いーなごや極楽日記

極楽(名古屋市名東区)に住みながら、当分悟りの開けそうにない一家の毎日を綴ります。
専門である病理学の啓蒙活動も。

初代イプサム

2010年01月12日 | 自動車

 ウィンダムを板金修理に出してしまったので、ほんの2日間ですが代車の初代イプサムが極楽家にやって来ました。日本型ミニバンとして先行したホンダの初代オデッセイが大ヒットになったのを見て急遽開発されたミニバンで、既存車種をベースに作ったためか、オデッセイより一回り小さくなりました。Dピラーの角度以外にたいして特徴のないデザインですが、キャラクターの「イプー」を旗印にテレビ広告を打ちまくり、オデッセイにあまり遜色のないセールスを達成したのはさすがトヨタの販売力です。

 レンタカーのキーホール周りが傷まみれなのはお約束ですね。オデッセイより小さいサイズに3列シートを詰め込んだ結果として、シートが小さいなどの弊害はありますが、取り回しのいい実用的なファミリーカーになりました。高速道路でややうるさいことを除けば、燃費も良好で使いやすいです。

 この車体はオリックスレンタカーを引退して、その後は代車として使われているようです。走行距離は11万7千km。安っぽいなりにさして損傷のない内装。トヨタの内装は丈夫です。ぐにゃぐにゃしたハンドリングのウィンダムに比べると、街中では見切りもいいし動かしやすいですが、フロントサスの能力そのものはウィンダムの方が上のようで、イプサムのコーナーリングは滑らかさを欠きます。この辺は価格差相応と言えますが、どっちにしてもハンドリングのいいトヨタ車には乗ったことがありません。

 これは開発者も重々承知でやっていることで、トヨタの顧客が曖昧なハンドリングを好んできたということです。数代前のクラウンの主査が、「クラウンを乗り継いで30年以上というお客様は多い。そのお客様のクラウン観を、トヨタに入って30年もしない自分が変えるのは僭越である。」と言ったのを雑誌で読んだことがあります。

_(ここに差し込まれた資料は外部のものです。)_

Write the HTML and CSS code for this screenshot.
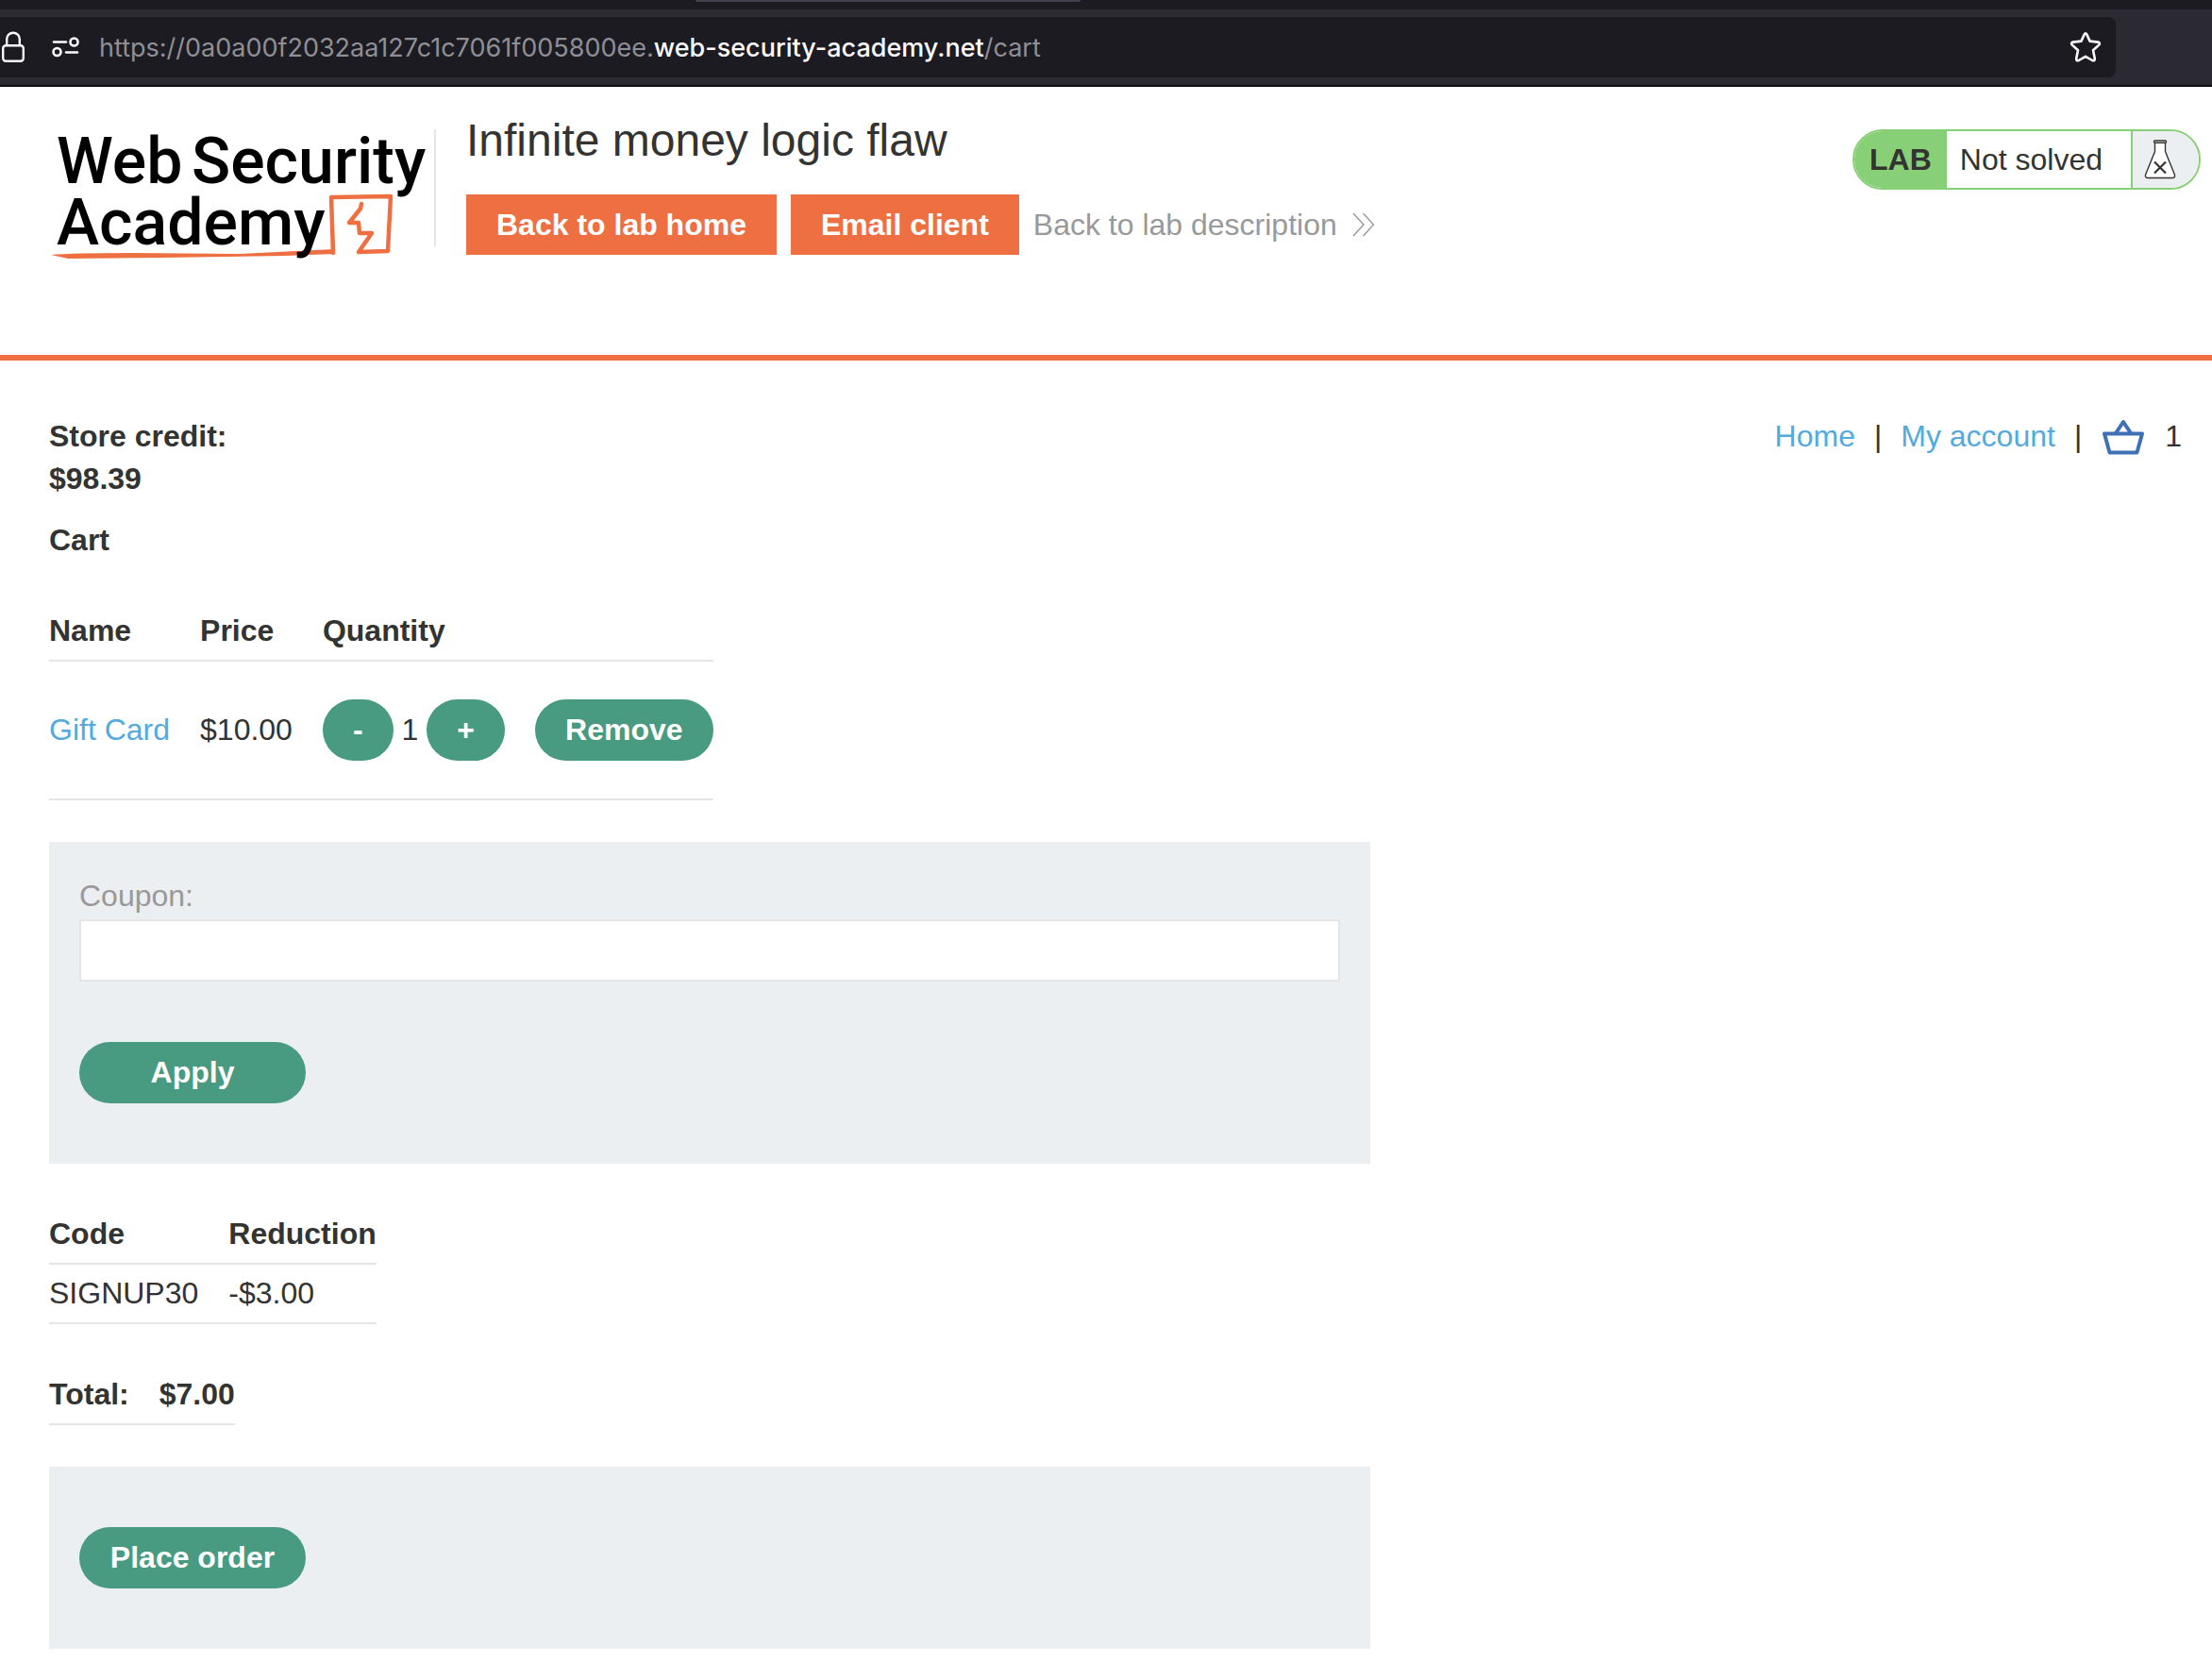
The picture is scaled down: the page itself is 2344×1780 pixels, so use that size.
FILE: index.html
```html
<!DOCTYPE html>
<html lang="en">
<head>
<meta charset="utf-8">
<title>Infinite money logic flaw</title>
<link rel="stylesheet" href="styles.css">
</head>
<body>
<div class="browser">
  <div class="tabstrip"><div class="tab"></div></div>
  <div class="toolbar">
    <div class="urlbar">
      <svg class="lock" width="28" height="36" viewBox="0 0 28 36" fill="none" stroke="#fbfbfe" stroke-width="2.4"><rect x="3.2" y="16.2" width="21.6" height="16.6" rx="3"/><path d="M7.2 16V9.5a6.8 6.8 0 0 1 13.6 0V16"/></svg>
      <svg class="permissions" width="30" height="22" viewBox="0 0 30 22" fill="none" stroke="#fbfbfe" stroke-width="2.6" stroke-linecap="round"><path d="M2 5.500h13M15 16.500h12"/><circle cx="23.500" cy="5.500" r="4"/><circle cx="5.500" cy="16" r="4"/></svg>
      <div class="url">https://0a0a00f2032aa127c1c7061f005800ee.<span class="domain">web-security-academy.net</span>/cart</div>
      <svg class="star" width="34" height="34" viewBox="0 0 34 34" fill="none" stroke="#fbfbfe" stroke-width="2.6" stroke-linejoin="round"><path d="M15.600 3.600Q17 1.200 18.400 3.600L21.600 10.600L30.200 11.600Q33 12.200 31.200 14.600L25 20.200L26.800 29Q27 32 24.200 31L17 26.800L9.800 31Q7 32 7.200 29L9 20.200L2.800 14.600Q1 12.200 3.800 11.600L12.400 10.600Z"/></svg>
    </div>
  </div>
</div>

<header class="lab-header">
  <a class="logo" href="#" aria-label="Web Security Academy">
    <svg width="408" height="146" viewBox="0 0 408 146">
      <path d="M2 133Q22 131 90 131L200 132L302 127V132L250 134L120 136L20 137Z" fill="#ee7042"/>
      <path d="M301 131L299 72L362 71L359 129L328 130L342 110H329L328 99H318L330 84L331 79" fill="none" stroke="#ee7042" stroke-width="4.500" stroke-linejoin="round" stroke-linecap="round"/>
      <g class="logo-text">
        <text x="8" y="57">Web</text><text x="151" y="57">Security</text>
        <text x="8" y="122">Academy</text>
      </g>
    </svg>
  </a>
  <div class="title-area">
    <h1>Infinite money logic flaw</h1>
    <div class="actions">
      <a class="lab-button" href="#">Back to lab home</a>
      <a class="lab-button" href="#">Email client</a>
      <a class="back-link" href="#">Back to lab description
        <svg width="24" height="26" viewBox="0 0 24 26" fill="none" stroke="#999" stroke-width="1.400"><path d="M1 1L12 13L1 25M11.500 1L22.500 13L11.500 25"/></svg></a>
    </div>
  </div>
  <div class="status">
    <span class="status-tag">LAB</span>
    <span class="status-text">Not solved</span>
    <span class="status-icon">
      <svg width="34" height="42" viewBox="0 0 34 42" fill="#fff" stroke="#333332" stroke-width="1.400" stroke-linejoin="round"><path d="M11.500 2.500V12.500L1.600 37Q.8 40.500 4 40.500H30Q33.200 40.500 32.400 37L22.500 12.500V2.500Z"/><rect x="10.500" y="1" width="13" height="2.200" rx="1"/><path d="M11 23.500L23 35.500M23 23.500L11 35.500" stroke-width="2.200"/></svg>
    </span>
  </div>
</header>

<main class="page">
  <div class="top">
    <p class="credit"><strong>Store credit:<br>$98.39</strong></p>
    <nav class="nav">
      <a href="#">Home</a><span>|</span><a href="#">My account</a><span>|</span>
      <a class="basket" href="#" aria-label="Basket"><svg width="44" height="40" viewBox="0 0 44 40" fill="none" stroke="#3f70b5" stroke-width="4" stroke-linejoin="round"><path d="M2 16.500H42L36.500 36.500H7.500Z"/><path d="M14 16L22 4L30 16"/></svg></a>
      <span>1</span>
    </nav>
  </div>

  <h2>Cart</h2>
  <table>
    <thead><tr><th>Name</th><th>Price</th><th>Quantity</th><th></th></tr></thead>
    <tbody>
      <tr class="item">
        <td><a href="#">Gift Card</a></td>
        <td>$10.00</td>
        <td><div class="quantity"><button class="button" type="button">-</button><span>1</span><button class="button" type="button">+</button></div></td>
        <td><button class="button" type="button">Remove</button></td>
      </tr>
    </tbody>
  </table>

  <form class="panel coupon-form">
    <label for="coupon">Coupon:</label>
    <input id="coupon" type="text" name="coupon">
    <button class="button wide" type="button">Apply</button>
  </form>

  <table>
    <thead><tr><th>Code</th><th>Reduction</th></tr></thead>
    <tbody><tr><td>SIGNUP30</td><td>-$3.00</td></tr></tbody>
  </table>

  <table>
    <tbody><tr><th>Total:</th><th>$7.00</th></tr></tbody>
  </table>

  <form class="panel order-form">
    <button class="button wide" type="button">Place order</button>
  </form>
</main>
</body>
</html>
```
FILE: styles.css
```css
* { box-sizing: border-box; }

body {
  margin: 0;
  background: #fff;
  color: #333332;
  font: 32px/45px "Liberation Sans", Arial, sans-serif;
}

h1, h2, p { margin: 0; }
a { color: #54a9dd; text-decoration: none; }
svg { display: block; flex: none; }

/* Browser chrome */
.browser { border-bottom: 2px solid #0c0c0d; background: #2b2a33; }
.tabstrip { height: 10px; background: #1c1b22; }
.tab {
  width: 408px;
  height: 2px;
  margin-left: 737px;
  background: #42414d;
  border-radius: 0 0 4px 4px;
}
.toolbar { padding: 8px 102px 8px 0; }
.urlbar {
  display: flex;
  align-items: center;
  height: 64px;
  padding-right: 15px;
  background: #1c1b22;
  border-radius: 0 8px 8px 0;
}
.permissions { margin-left: 27px; }
.url {
  flex: 1;
  margin-left: 20px;
  padding-top: 2px;
  color: #8f8f96;
  font: 27px/40px Inter, "Liberation Sans", sans-serif;
  white-space: nowrap;
}
.domain { color: #fbfbfe; font-weight: 500; }

/* Lab header */
.lab-header {
  display: flex;
  align-items: flex-start;
  min-height: 290px;
  padding: 32px 12px 0 52px;
  border-bottom: 6px solid #ee7042;
}
.logo {
  height: 124px;
  margin-top: 13px;
  border-right: 2px solid #e5e5e5;
}
.logo svg { overflow: visible; }
.logo-text { fill: #000; font: 500 68px Roboto, "Liberation Sans", sans-serif; }
.title-area { flex: 1; margin-left: 32px; }
h1 { font-size: 48px; font-weight: 400; line-height: 50px; }
.actions { display: flex; gap: 15px; margin-top: 32px; }
.lab-button {
  padding: 0 32px;
  background: #ee7042;
  color: #fff;
  font-weight: 700;
  line-height: 64px;
}
.back-link {
  display: flex;
  align-items: center;
  gap: 16px;
  color: #999;
  line-height: 64px;
}
.status {
  display: flex;
  height: 64px;
  margin-top: 13px;
  overflow: hidden;
  border: 2px solid #88d077;
  border-radius: 32px;
  line-height: 60px;
}
.status-tag {
  padding: 0 16px;
  background: #88d077;
  font-weight: 700;
}
.status-text { padding: 0 30px 0 14px; }
.status-icon {
  display: flex;
  align-items: center;
  padding: 0 24px 0 12px;
  border-left: 2px solid #88d077;
  background: #ebeff2;
}

/* Cart page */
.page { padding: 58px 32px 32px 52px; }
.top { display: flex; justify-content: space-between; align-items: flex-start; }
.nav { display: flex; gap: 20px; }
.basket { padding: 3px 2px 0; }
h2 { margin-top: 20px; font-size: 32px; }

table { margin-top: 44px; border-collapse: separate; border-spacing: 0; }
h2 + table { margin-top: 43px; }
th, td {
  padding: 8px 32px 8px 0;
  border-bottom: 2px solid #e5e5e5;
  text-align: left;
}
th:last-child, td:last-child { padding-right: 0; }
.item td { padding-top: 40px; padding-bottom: 40px; }
.quantity { display: flex; align-items: center; gap: 9px; }

.button {
  display: block;
  height: 65px;
  padding: 0 32px;
  border: 0;
  border-radius: 33px;
  background: #489a81;
  color: #fff;
  font: 700 32px/45px "Liberation Sans", Arial, sans-serif;
}
.wide { width: 240px; }

.panel {
  max-width: 1400px;
  margin-top: 44px;
  padding: 64px 32px;
  background: #ebeff2;
}
.coupon-form { padding-top: 32px; }
label { display: block; color: #999; line-height: 50px; }
input {
  display: block;
  width: 100%;
  height: 66px;
  margin-bottom: 64px;
  padding: 0 16px;
  border: 2px solid #e5e5e5;
  background: #fff;
  font: 32px/45px "Liberation Sans", Arial, sans-serif;
}
.order-form .wide { padding: 0; }
```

 上手に運転しよう、きれいにコーナーを曲がってやろうという運転への興味がない人の多くは、「トヨタなら安心」という信仰を抱いているようですね。操作系が大雑把だから、操作に気を遣おうが安楽に運転しようが、同じように走る。これが「トヨタなら下手でも大丈夫」という妙な信頼を生んでしまったのでしょう。でも、例えば初心者向きのテニスラケットって、簡単に打ち合うだけならいいですけど、コントロールの幅が狭くて使いにくいですよ。打ち損じても何とか前に飛ぶだけのことで、ボールをコントロールしようとすると却って難しい。だから上達した人は初心者用のラケットなんか見向きもしないのだと思います。それと同じで、トヨタの乗用車にはどれもコントロールの幅の狭さを感じてしまいます。逆説的に言わせてもらえば、私は「トヨタ車の運転は難しい」と思っています。

 それでもこの後に借りて乗った後継車「アイシス」はエンジンもハンドリングも改善されたと感じました。聞くところでは最新のクラウン、マークXあたりからトヨタの目指す操縦性がかなり変わってきたようです。官製不景気やあまり本質が理解されていないエコブームがクルマの逆風となって苦しいところですが、エンジニアの理想と販売の現実が両立できるようなクルマ作りができるといいですね。